An anachronism is a thing that is set in a period other than that in which it exists. It’s a microwave in the Middle Ages. A refrigerator during the Renaissance. The internet during the Inquisition. - Don’t mention the word story in your story.
- No phrases like «But that’s a story for another day» or «Long story short».
- Downplay your physical presence as much as possible.
- Basic clothes, nothing that draws attention.
21 – Words to Say, Words to Avoid
Don’t use people’s real names when telling a story in public.
Don’t rely on swear words and vulgarity for cheap laughs.
Don’t use celebrity or pop-culture references if you are not absolutely sure that all of your audience will get them.
22 – Time to Perform (Onstage, in the Boardroom, on a Date, or at the Thanksgiving Table)
Nervousness can be your friend. Too much of it is never good, but not being nervous at all isn’t good either.
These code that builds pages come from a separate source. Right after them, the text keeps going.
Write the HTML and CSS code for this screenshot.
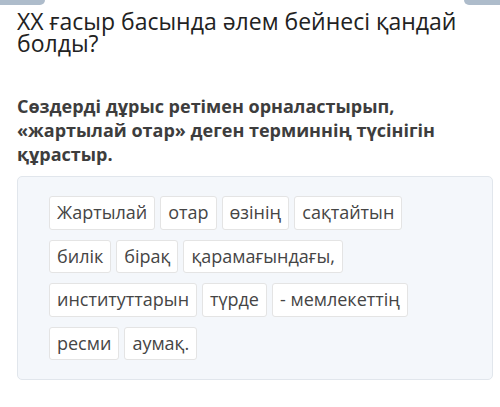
FILE: index.html
```html
<!DOCTYPE html>
<html lang="kk">
<head>
    <meta charset="UTF-8">
    <meta name="viewport" content="width=device-width, initial-scale=1.0">
    <title>Сөздерді ретімен орналастыр</title>
    <link rel="stylesheet" href="styles.css">
</head>
<body>
    <!-- Cut-off buttons of the previous block -->
    <div class="top-strip">
        <span class="tab tab-left"></span>
        <span class="tab tab-right"></span>
    </div>

    <h1 class="question">XX ғасыр басында әлем бейнесі қандай болды?</h1>

    <p class="instruction">Сөздерді дұрыс ретімен орналастырып, «жартылай отар» деген терминнің түсінігін құрастыр.</p>

    <!-- Word bank -->
    <div class="word-bank">
        <span class="word">Жартылай</span>
        <span class="word">отар</span>
        <span class="word">өзінің</span>
        <span class="word">сақтайтын</span>
        <span class="word">билік</span>
        <span class="word">бірақ</span>
        <span class="word">қарамағындағы,</span>
        <span class="word">институттарын</span>
        <span class="word">түрде</span>
        <span class="word">- мемлекеттің</span>
        <span class="word">ресми</span>
        <span class="word">аумақ.</span>
    </div>
</body>
</html>
```

FILE: styles.css
```css
body {
    font-family: "Open Sans", "Noto Sans", sans-serif;
    background-color: #fff;
    color: #222;
    margin: 0;
    padding: 0 7px 0 17px;
}

/* Top strip */
.top-strip {
    display: flex;
    justify-content: space-between;
    height: 5px;
    margin: 0 -7px 0 -17px;
}

.tab {
    display: block;
    height: 5px;
    background-color: #aebccb;
}

.tab-left {
    width: 45px;
    border-radius: 0 0 5px 0;
}

.tab-right {
    width: 36px;
    border-radius: 0 0 0 5px;
}

/* Question */
.question {
    font-size: 23px;
    font-weight: 400;
    line-height: 22px;
    margin: 5px 0 0 0;
    color: #222;
}

.instruction {
    font-size: 18px;
    font-weight: 700;
    line-height: 24px;
    color: #3d3d3d;
    margin: 40px 0 0 0;
}

/* Word bank */
.word-bank {
    display: flex;
    flex-wrap: wrap;
    gap: 10px 5px;
    margin-top: 10px;
    padding: 19px 31px 19px 31px;
    background-color: #f4f7fb;
    border: 1px solid #e1e6ec;
    border-radius: 5px;
}

.word {
    background-color: #fff;
    border: 1px solid #e4e4e4;
    border-radius: 3px;
    padding: 0 7px;
    font-size: 18px;
    line-height: 31.5px;
    color: #454545;
}
```
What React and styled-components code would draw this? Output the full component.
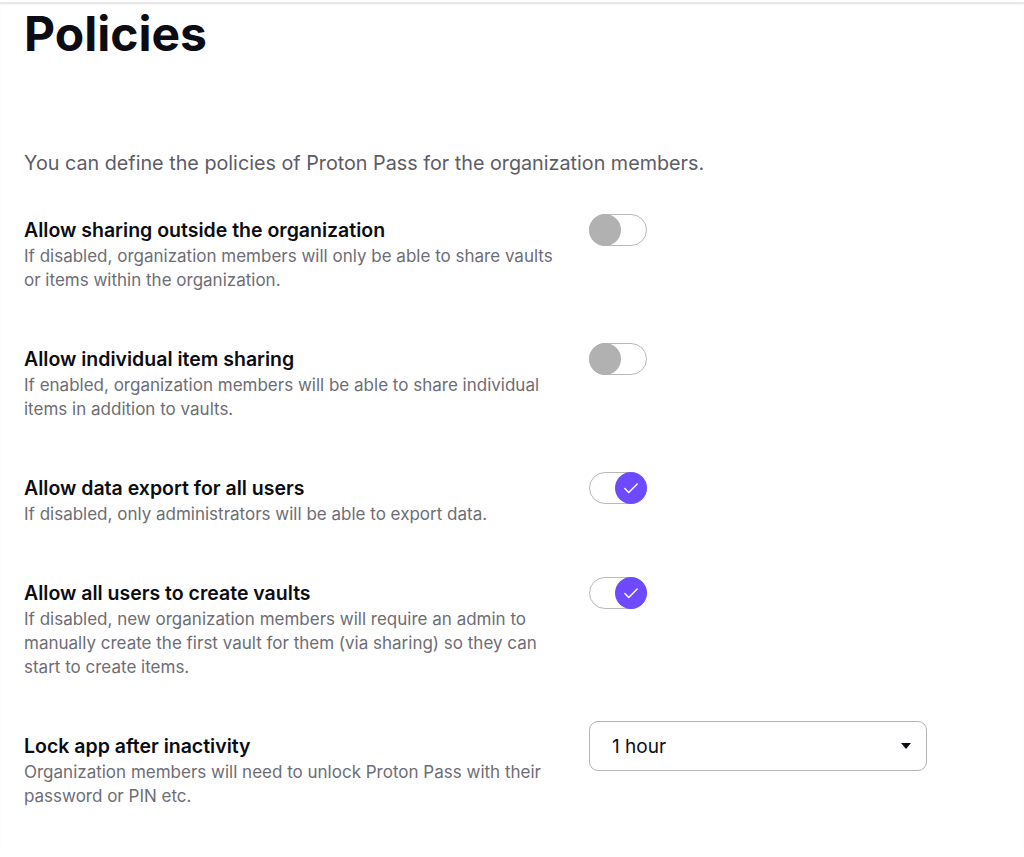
import styled, { createGlobalStyle } from 'styled-components'

const GlobalStyle = createGlobalStyle`
  html, body {
    margin: 0;
    background: #ffffff;
    font-family: Inter, "Noto Sans", sans-serif;
    color: #0c0c14;
  }
`

const Page = styled.div`
  border-top: 2px solid #e6e6e6;
  box-shadow: inset 0 1px 2px rgba(0, 0, 0, 0.04);
  margin-top: 2px;
  padding: 0 24px 40px;
`

const Title = styled.h1`
  margin: 0;
  padding-top: 1px;
  font-size: 48px;
  line-height: 58px;
  font-weight: 700;
`

const Intro = styled.p`
  margin: 86px 0 0;
  font-size: 19.75px;
  line-height: 28px;
  color: #5c5c66;
`

const Settings = styled.div`
  margin-top: 39px;
  display: flex;
  flex-direction: column;
  gap: 53px;
`

const Row = styled.div`
  display: grid;
  grid-template-columns: 540px 1fr;
  column-gap: 25px;
  align-items: start;
`

const Label = styled.div`
  display: flex;
  flex-direction: column;
`

const Name = styled.div`
  font-size: 19.5px;
  line-height: 28px;
  font-weight: 600;
  color: #0c0c14;
`

const Hint = styled.div`
  font-size: 17px;
  line-height: 24px;
  color: #6d6d75;
`

const Track = styled.button`
  position: relative;
  margin-top: -2px;
  width: 58px;
  height: 32px;
  padding: 0;
  border: 1.5px solid #b9b9bd;
  border-radius: 16px;
  background: #ffffff;
  cursor: pointer;
`

const Knob = styled.span`
  position: absolute;
  top: -1.5px;
  left: ${p => (p.$on ? '24.5px' : '-1.5px')};
  width: 32px;
  height: 32px;
  border-radius: 50%;
  background: ${p => (p.$on ? '#6d4aff' : '#b1b1b1')};
  display: flex;
  align-items: center;
  justify-content: center;
`

const Select = styled.div`
  margin-top: -11px;
  width: 338px;
  height: 50px;
  box-sizing: border-box;
  border: 1px solid #b4b4b8;
  border-radius: 9px;
  display: flex;
  align-items: center;
  justify-content: space-between;
  padding: 0 14px 0 22px;
  font-size: 19px;
  color: #0c0c14;
`

const Toggle = ({ on }) => (
  <Track>
    <Knob $on={on}>
      {on && (
        <svg width="18" height="18" viewBox="0 0 16 16" fill="none">
          <path d="M2.5 8.5l3.5 3.5 7.5-7.5" stroke="#fff" strokeWidth="1.3" strokeLinecap="round" strokeLinejoin="round" />
        </svg>
      )}
    </Knob>
  </Track>
)

const settings = [
  {
    name: 'Allow sharing outside the organization',
    hint: 'If disabled, organization members will only be able to share vaults or items within the organization.',
    on: false,
  },
  {
    name: 'Allow individual item sharing',
    hint: 'If enabled, organization members will be able to share individual items in addition to vaults.',
    on: false,
  },
  {
    name: 'Allow data export for all users',
    hint: 'If disabled, only administrators will be able to export data.',
    on: true,
  },
  {
    name: 'Allow all users to create vaults',
    hint: 'If disabled, new organization members will require an admin to manually create the first vault for them (via sharing) so they can start to create items.',
    on: true,
  },
]

export default function App() {
  return (
    <>
      <GlobalStyle />
      <Page>
        <Title>Policies</Title>
        <Intro>You can define the policies of Proton Pass for the organization members.</Intro>
        <Settings>
          {settings.map(s => (
            <Row key={s.name}>
              <Label>
                <Name>{s.name}</Name>
                <Hint>{s.hint}</Hint>
              </Label>
              <div>
                <Toggle on={s.on} />
              </div>
            </Row>
          ))}
          <Row>
            <Label>
              <Name>Lock app after inactivity</Name>
              <Hint>Organization members will need to unlock Proton Pass with their password or PIN etc.</Hint>
            </Label>
            <div>
              <Select>
                <span>1 hour</span>
                <svg width="12" height="8" viewBox="0 0 12 8">
                  <path d="M1 1h10L6 7z" fill="#0c0c14" />
                </svg>
              </Select>
            </div>
          </Row>
        </Settings>
      </Page>
    </>
  )
}
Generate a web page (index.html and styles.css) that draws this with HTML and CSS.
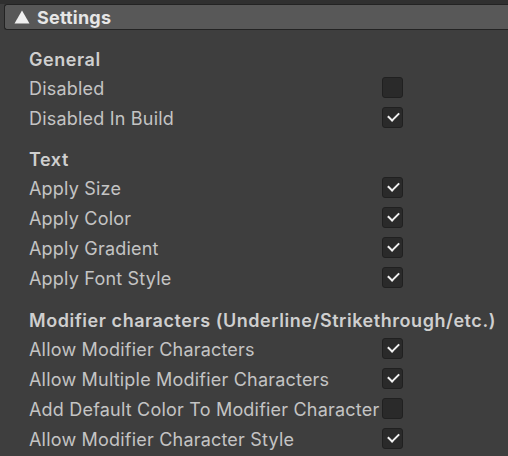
FILE: index.html
```html
<!DOCTYPE html>
<html>
<head>
<meta charset="utf-8">
<link rel="stylesheet" href="styles.css">
</head>
<body>
<div class="topstrip"></div>
<div class="foldout">
  <svg class="tri" width="16" height="14" viewBox="0 0 16 14"><polygon points="8,0.5 15.5,13.5 0.5,13.5" fill="#f0f0f0"/></svg>
  <span class="title">Settings</span>
</div>
<div class="content">
  <div class="group g1">
    <div class="head">General</div>
    <div class="row"><span class="label">Disabled</span><span class="cb"></span></div>
    <div class="row"><span class="label">Disabled In Build</span><span class="cb on"></span></div>
  </div>
  <div class="group g2">
    <div class="head">Text</div>
    <div class="row"><span class="label">Apply Size</span><span class="cb on"></span></div>
    <div class="row"><span class="label">Apply Color</span><span class="cb on"></span></div>
    <div class="row"><span class="label">Apply Gradient</span><span class="cb on"></span></div>
    <div class="row"><span class="label">Apply Font Style</span><span class="cb on"></span></div>
  </div>
  <div class="group g3">
    <div class="head">Modifier characters (Underline/Strikethrough/etc.)</div>
    <div class="row"><span class="label">Allow Modifier Characters</span><span class="cb on"></span></div>
    <div class="row"><span class="label">Allow Multiple Modifier Characters</span><span class="cb on"></span></div>
    <div class="row"><span class="label">Add Default Color To Modifier Character</span><span class="cb"></span></div>
    <div class="row"><span class="label">Allow Modifier Character Style</span><span class="cb on"></span></div>
  </div>
</div>
</body>
</html>
```
FILE: styles.css
```css
html, body {
  margin: 0;
  padding: 0;
  background: #3e3e3e;
  width: 508px;
  height: 456px;
  overflow: hidden;
  font-family: Inter, "Noto Sans", sans-serif;
  font-size: 18px;
  color: #c4c4c4;
}
.topstrip {
  height: 4px;
  background: #303030;
}
.foldout {
  margin-left: 4px;
  height: 24px;
  border: 1px solid #232323;
  border-right: none;
  border-radius: 3px 0 0 3px;
  background: #585858;
  display: flex;
  align-items: center;
  padding-left: 9px;
}
.tri {
  display: block;
  margin-right: 7px;
}
.title {
  font-weight: 700;
  color: #e6e6e6;
  font-size: 18px;
  letter-spacing: 0.2px;
}
.content {
  padding-left: 29px;
}
.group.g1 { margin-top: 17px; }
.group.g2 { margin-top: 14px; }
.group.g3 { margin-top: 15px; }
.head {
  height: 26px;
  line-height: 26px;
  font-weight: 600;
  color: #cfcfcf;
  letter-spacing: 0.55px;
  white-space: nowrap;
}
.row {
  height: 30px;
  display: flex;
  align-items: center;
}
.label {
  width: 353px;
  flex: none;
  white-space: nowrap;
  letter-spacing: 0.2px;
}
.cb {
  width: 19px;
  height: 19px;
  border: 1px solid #202020;
  border-radius: 3px;
  background: #2a2a2a;
  flex: none;
  position: relative;
  margin-top: -1px;
}
.cb.on::after {
  content: "";
  position: absolute;
  left: 5px;
  top: 4px;
  width: 9px;
  height: 5px;
  border-left: 2.5px solid #f2f2f2;
  border-bottom: 2.5px solid #f2f2f2;
  transform: rotate(-45deg);
}
```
Being a bit nervous can make the audience sympathise with you.
Don’t memorize your story. Instead memorize:
- The first few sentences (a strong start is important)
- The last few sentences (to have a good and clear wrap up)
- The scenes of your story.
If you follow the advice to place every moment/scene to a physical location, its way easier to remember all your scenes. Also, try not to have a story with more than 7 scenes.
Make eye contact:
Find a person on your left, a person on your right, and a person dead center who likes you. These will be the people who are smiling, nodding, laughing. Use these three people as your guideposts. Make eye contact with them, and the people in each of those areas will feel you are attending to them as well.
23 – Why Did You Read This Book? To Become a Superhero!
As people’s gazes continue to fall to their screens and communication is truncated into bite-sized text messages, the human beings who can still hold the attention of an audience and teach and speak in an entertaining way possess enormous power.
Like the brilliant guide Santi on the free walking tour in Bogotá.